WRITTEN REQUEST: Repeat every line of the data exactly, but not the pictures.

DATA SEGMENT:
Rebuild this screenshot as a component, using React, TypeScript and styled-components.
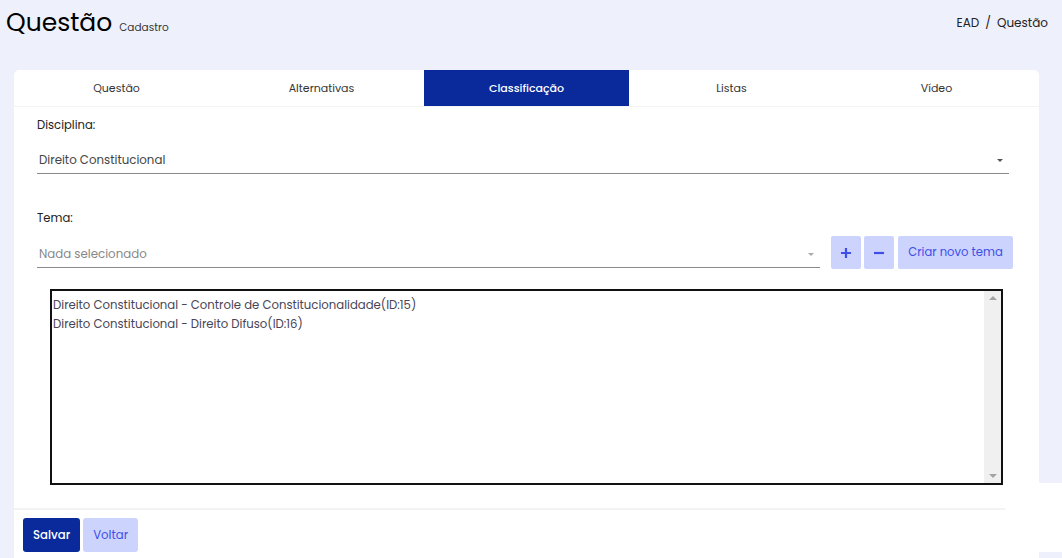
import React from "react";
import styled, { createGlobalStyle } from "styled-components";

const GlobalStyle = createGlobalStyle`
  body {
    margin: 0;
    background: #eef0fb;
    font-family: "Poppins", Inter, "Noto Sans", sans-serif;
    color: #222;
  }
`;

const colors = {
  bg: "#eef0fb",
  primary: "#0a2a9b",
  light: "#ccd4fe",
  lightText: "#3f4ee6",
  text: "#333",
  muted: "#777",
  line: "#8a8a8a",
};

const Page = styled.div`
  width: 1062px;
  height: 558px;
  overflow: hidden;
  position: relative;
`;

const Header = styled.div`
  display: flex;
  justify-content: space-between;
  align-items: flex-start;
  padding: 8px 14px 0 6px;
  height: 61px;
  box-sizing: border-box;
`;

const TitleWrap = styled.div`
  display: flex;
  align-items: baseline;
  gap: 7px;
`;

const Title = styled.h1`
  margin: 0;
  font-size: 25px;
  font-weight: 400;
  color: #000;
  line-height: 30px;
`;

const Subtitle = styled.span`
  font-size: 10.5px;
  color: #333;
`;

const Breadcrumb = styled.div`
  font-size: 12px;
  color: #222;
  padding-top: 6px;
  display: flex;
  gap: 6px;
`;

const Card = styled.div`
  margin: 9px 23px 0 14px;
  background: #fff;
  border-radius: 5px 5px 0 0;
`;

const Tabs = styled.div`
  display: grid;
  grid-template-columns: repeat(5, 1fr);
  height: 36px;
  border-bottom: 1px solid #f4f4f4;
`;

const Tab = styled.div<{ $active?: boolean }>`
  display: flex;
  align-items: center;
  justify-content: center;
  font-size: 11px;
  color: ${(p) => (p.$active ? "#fff" : colors.text)};
  background: ${(p) => (p.$active ? colors.primary : "transparent")};
  font-weight: ${(p) => (p.$active ? 500 : 400)};
`;

const Body = styled.div`
  padding: 10px 30px 23px 23px;
`;

const Label = styled.div`
  font-size: 11.6px;
  color: #222;
  height: 18px;
`;

const SelectBox = styled.div<{ $placeholder?: boolean }>`
  display: flex;
  align-items: center;
  justify-content: space-between;
  border-bottom: 1px solid ${colors.line};
  height: 30px;
  box-sizing: border-box;
  padding: 4px 6px 0 2px;
  font-size: 11.8px;
  color: ${(p) => (p.$placeholder ? "#888" : "#444")};
  flex: 1;
`;

const Caret = styled.span<{ $light?: boolean }>`
  width: 0;
  height: 0;
  border-left: 3px solid transparent;
  border-right: 3px solid transparent;
  border-top: 3px solid ${(p) => (p.$light ? "#aaa" : "#555")};
`;

const DisciplinaSelect = styled.div`
  margin-top: 9px;
  display: flex;
`;

const TemaLabel = styled(Label)`
  margin-top: 36px;
`;

const TemaRow = styled.div`
  display: flex;
  align-items: flex-start;
  margin: 8px -4px 0 0;
  gap: 3px;
`;

const TemaSelect = styled.div`
  display: flex;
  flex: 1;
  margin-right: 8px;
  margin-top: 2px;
`;

const SquareButton = styled.button`
  width: 30px;
  height: 33px;
  border: none;
  border-radius: 2px;
  background: ${colors.light};
  color: ${colors.lightText};
  display: flex;
  align-items: center;
  justify-content: center;
  padding: 0;
`;

const TextButton = styled.button`
  height: 33px;
  width: 115px;
  border: none;
  border-radius: 2px;
  background: ${colors.light};
  color: ${colors.lightText};
  font-family: inherit;
  font-size: 11.6px;
  padding: 0;
  margin-left: 1px;
`;

const ListBox = styled.div`
  margin: 20px 6px 0 13px;
  height: 192px;
  border: 2px solid #111;
  display: flex;
`;

const ListItems = styled.div`
  flex: 1;
  padding: 5px 1px;
  font-size: 11.7px;
  line-height: 19px;
  color: #474556;
`;

const Scrollbar = styled.div`
  width: 17px;
  background: #f0f0f0;
  display: flex;
  flex-direction: column;
  justify-content: space-between;
  align-items: center;
  padding: 5px 0;
`;

const Arrow = styled.span<{ $down?: boolean }>`
  width: 0;
  height: 0;
  border-left: 4px solid transparent;
  border-right: 4px solid transparent;
  ${(p) =>
    p.$down
      ? "border-top: 4px solid #a3a3a3;"
      : "border-bottom: 4px solid #a3a3a3;"}
`;

const Footer = styled.div`
  border-top: 2px solid #f3f3f3;
  margin-right: 34px;
  padding: 8px 9px 10px;
  display: flex;
  gap: 3px;
`;

const FooterButton = styled.button<{ $primary?: boolean }>`
  height: 34px;
  border: none;
  border-radius: 3px;
  padding: 0 10px;
  font-family: inherit;
  font-size: 11.7px;
  font-weight: ${(p) => (p.$primary ? 500 : 400)};
  background: ${(p) => (p.$primary ? colors.primary : colors.light)};
  color: ${(p) => (p.$primary ? "#fff" : colors.lightText)};
`;

const Overlay = styled.div`
  position: absolute;
  right: 0;
  bottom: 6px;
  width: 57px;
  height: 69px;
  background: #fff;
`;

const tabs = ["Questão", "Alternativas", "Classificação", "Listas", "Vídeo"];
const temas = [
  "Direito Constitucional - Controle de Constitucionalidade(ID:15)",
  "Direito Constitucional - Direito Difuso(ID:16)",
];

export default function App() {
  return (
    <Page>
      <GlobalStyle />
      <Header>
        <TitleWrap>
          <Title>Questão</Title>
          <Subtitle>Cadastro</Subtitle>
        </TitleWrap>
        <Breadcrumb>
          <span>EAD</span>
          <span>/</span>
          <span>Questão</span>
        </Breadcrumb>
      </Header>
      <Card>
        <Tabs>
          {tabs.map((t) => (
            <Tab key={t} $active={t === "Classificação"}>
              {t}
            </Tab>
          ))}
        </Tabs>
        <Body>
          <Label>Disciplina:</Label>
          <DisciplinaSelect>
            <SelectBox>
              <span>Direito Constitucional</span>
              <Caret />
            </SelectBox>
          </DisciplinaSelect>
          <TemaLabel>Tema:</TemaLabel>
          <TemaRow>
            <TemaSelect>
              <SelectBox $placeholder>
                <span>Nada selecionado</span>
                <Caret $light />
              </SelectBox>
            </TemaSelect>
            <SquareButton>
              <svg width="12" height="12" viewBox="0 0 12 12">
                <path d="M6 1v10M1 6h10" stroke="currentColor" strokeWidth="2.2" />
              </svg>
            </SquareButton>
            <SquareButton>
              <svg width="12" height="12" viewBox="0 0 12 12">
                <path d="M1 6h10" stroke="currentColor" strokeWidth="2.2" />
              </svg>
            </SquareButton>
            <TextButton>Criar novo tema</TextButton>
          </TemaRow>
          <ListBox>
            <ListItems>
              {temas.map((t) => (
                <div key={t}>{t}</div>
              ))}
            </ListItems>
            <Scrollbar>
              <Arrow />
              <Arrow $down />
            </Scrollbar>
          </ListBox>
        </Body>
        <Footer>
          <FooterButton $primary>Salvar</FooterButton>
          <FooterButton>Voltar</FooterButton>
        </Footer>
      </Card>
      <Overlay />
    </Page>
  );
}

TASK OUTPUT:
Rebuild this screenshot as a component, using React, TypeScript and styled-components.
import React from "react";
import styled, { createGlobalStyle } from "styled-components";

const GlobalStyle = createGlobalStyle`
  body {
    margin: 0;
    background: #eef0fb;
    font-family: "Poppins", Inter, "Noto Sans", sans-serif;
    color: #222;
  }
`;

const colors = {
  bg: "#eef0fb",
  primary: "#0a2a9b",
  light: "#ccd4fe",
  lightText: "#3f4ee6",
  text: "#333",
  muted: "#777",
  line: "#8a8a8a",
};

const Page = styled.div`
  width: 1062px;
  height: 558px;
  overflow: hidden;
  position: relative;
`;

const Header = styled.div`
  display: flex;
  justify-content: space-between;
  align-items: flex-start;
  padding: 8px 14px 0 6px;
  height: 61px;
  box-sizing: border-box;
`;

const TitleWrap = styled.div`
  display: flex;
  align-items: baseline;
  gap: 7px;
`;

const Title = styled.h1`
  margin: 0;
  font-size: 25px;
  font-weight: 400;
  color: #000;
  line-height: 30px;
`;

const Subtitle = styled.span`
  font-size: 10.5px;
  color: #333;
`;

const Breadcrumb = styled.div`
  font-size: 12px;
  color: #222;
  padding-top: 6px;
  display: flex;
  gap: 6px;
`;

const Card = styled.div`
  margin: 9px 23px 0 14px;
  background: #fff;
  border-radius: 5px 5px 0 0;
`;

const Tabs = styled.div`
  display: grid;
  grid-template-columns: repeat(5, 1fr);
  height: 36px;
  border-bottom: 1px solid #f4f4f4;
`;

const Tab = styled.div<{ $active?: boolean }>`
  display: flex;
  align-items: center;
  justify-content: center;
  font-size: 11px;
  color: ${(p) => (p.$active ? "#fff" : colors.text)};
  background: ${(p) => (p.$active ? colors.primary : "transparent")};
  font-weight: ${(p) => (p.$active ? 500 : 400)};
`;

const Body = styled.div`
  padding: 10px 30px 23px 23px;
`;

const Label = styled.div`
  font-size: 11.6px;
  color: #222;
  height: 18px;
`;

const SelectBox = styled.div<{ $placeholder?: boolean }>`
  display: flex;
  align-items: center;
  justify-content: space-between;
  border-bottom: 1px solid ${colors.line};
  height: 30px;
  box-sizing: border-box;
  padding: 4px 6px 0 2px;
  font-size: 11.8px;
  color: ${(p) => (p.$placeholder ? "#888" : "#444")};
  flex: 1;
`;

const Caret = styled.span<{ $light?: boolean }>`
  width: 0;
  height: 0;
  border-left: 3px solid transparent;
  border-right: 3px solid transparent;
  border-top: 3px solid ${(p) => (p.$light ? "#aaa" : "#555")};
`;

const DisciplinaSelect = styled.div`
  margin-top: 9px;
  display: flex;
`;

const TemaLabel = styled(Label)`
  margin-top: 36px;
`;

const TemaRow = styled.div`
  display: flex;
  align-items: flex-start;
  margin: 8px -4px 0 0;
  gap: 3px;
`;

const TemaSelect = styled.div`
  display: flex;
  flex: 1;
  margin-right: 8px;
  margin-top: 2px;
`;

const SquareButton = styled.button`
  width: 30px;
  height: 33px;
  border: none;
  border-radius: 2px;
  background: ${colors.light};
  color: ${colors.lightText};
  display: flex;
  align-items: center;
  justify-content: center;
  padding: 0;
`;

const TextButton = styled.button`
  height: 33px;
  width: 115px;
  border: none;
  border-radius: 2px;
  background: ${colors.light};
  color: ${colors.lightText};
  font-family: inherit;
  font-size: 11.6px;
  padding: 0;
  margin-left: 1px;
`;

const ListBox = styled.div`
  margin: 20px 6px 0 13px;
  height: 192px;
  border: 2px solid #111;
  display: flex;
`;

const ListItems = styled.div`
  flex: 1;
  padding: 5px 1px;
  font-size: 11.7px;
  line-height: 19px;
  color: #474556;
`;

const Scrollbar = styled.div`
  width: 17px;
  background: #f0f0f0;
  display: flex;
  flex-direction: column;
  justify-content: space-between;
  align-items: center;
  padding: 5px 0;
`;

const Arrow = styled.span<{ $down?: boolean }>`
  width: 0;
  height: 0;
  border-left: 4px solid transparent;
  border-right: 4px solid transparent;
  ${(p) =>
    p.$down
      ? "border-top: 4px solid #a3a3a3;"
      : "border-bottom: 4px solid #a3a3a3;"}
`;

const Footer = styled.div`
  border-top: 2px solid #f3f3f3;
  margin-right: 34px;
  padding: 8px 9px 10px;
  display: flex;
  gap: 3px;
`;

const FooterButton = styled.button<{ $primary?: boolean }>`
  height: 34px;
  border: none;
  border-radius: 3px;
  padding: 0 10px;
  font-family: inherit;
  font-size: 11.7px;
  font-weight: ${(p) => (p.$primary ? 500 : 400)};
  background: ${(p) => (p.$primary ? colors.primary : colors.light)};
  color: ${(p) => (p.$primary ? "#fff" : colors.lightText)};
`;

const Overlay = styled.div`
  position: absolute;
  right: 0;
  bottom: 6px;
  width: 57px;
  height: 69px;
  background: #fff;
`;

const tabs = ["Questão", "Alternativas", "Classificação", "Listas", "Vídeo"];
const temas = [
  "Direito Constitucional - Controle de Constitucionalidade(ID:15)",
  "Direito Constitucional - Direito Difuso(ID:16)",
];

export default function App() {
  return (
    <Page>
      <GlobalStyle />
      <Header>
        <TitleWrap>
          <Title>Questão</Title>
          <Subtitle>Cadastro</Subtitle>
        </TitleWrap>
        <Breadcrumb>
          <span>EAD</span>
          <span>/</span>
          <span>Questão</span>
        </Breadcrumb>
      </Header>
      <Card>
        <Tabs>
          {tabs.map((t) => (
            <Tab key={t} $active={t === "Classificação"}>
              {t}
            </Tab>
          ))}
        </Tabs>
        <Body>
          <Label>Disciplina:</Label>
          <DisciplinaSelect>
            <SelectBox>
              <span>Direito Constitucional</span>
              <Caret />
            </SelectBox>
          </DisciplinaSelect>
          <TemaLabel>Tema:</TemaLabel>
          <TemaRow>
            <TemaSelect>
              <SelectBox $placeholder>
                <span>Nada selecionado</span>
                <Caret $light />
              </SelectBox>
            </TemaSelect>
            <SquareButton>
              <svg width="12" height="12" viewBox="0 0 12 12">
                <path d="M6 1v10M1 6h10" stroke="currentColor" strokeWidth="2.2" />
              </svg>
            </SquareButton>
            <SquareButton>
              <svg width="12" height="12" viewBox="0 0 12 12">
                <path d="M1 6h10" stroke="currentColor" strokeWidth="2.2" />
              </svg>
            </SquareButton>
            <TextButton>Criar novo tema</TextButton>
          </TemaRow>
          <ListBox>
            <ListItems>
              {temas.map((t) => (
                <div key={t}>{t}</div>
              ))}
            </ListItems>
            <Scrollbar>
              <Arrow />
              <Arrow $down />
            </Scrollbar>
          </ListBox>
        </Body>
        <Footer>
          <FooterButton $primary>Salvar</FooterButton>
          <FooterButton>Voltar</FooterButton>
        </Footer>
      </Card>
      <Overlay />
    </Page>
  );
}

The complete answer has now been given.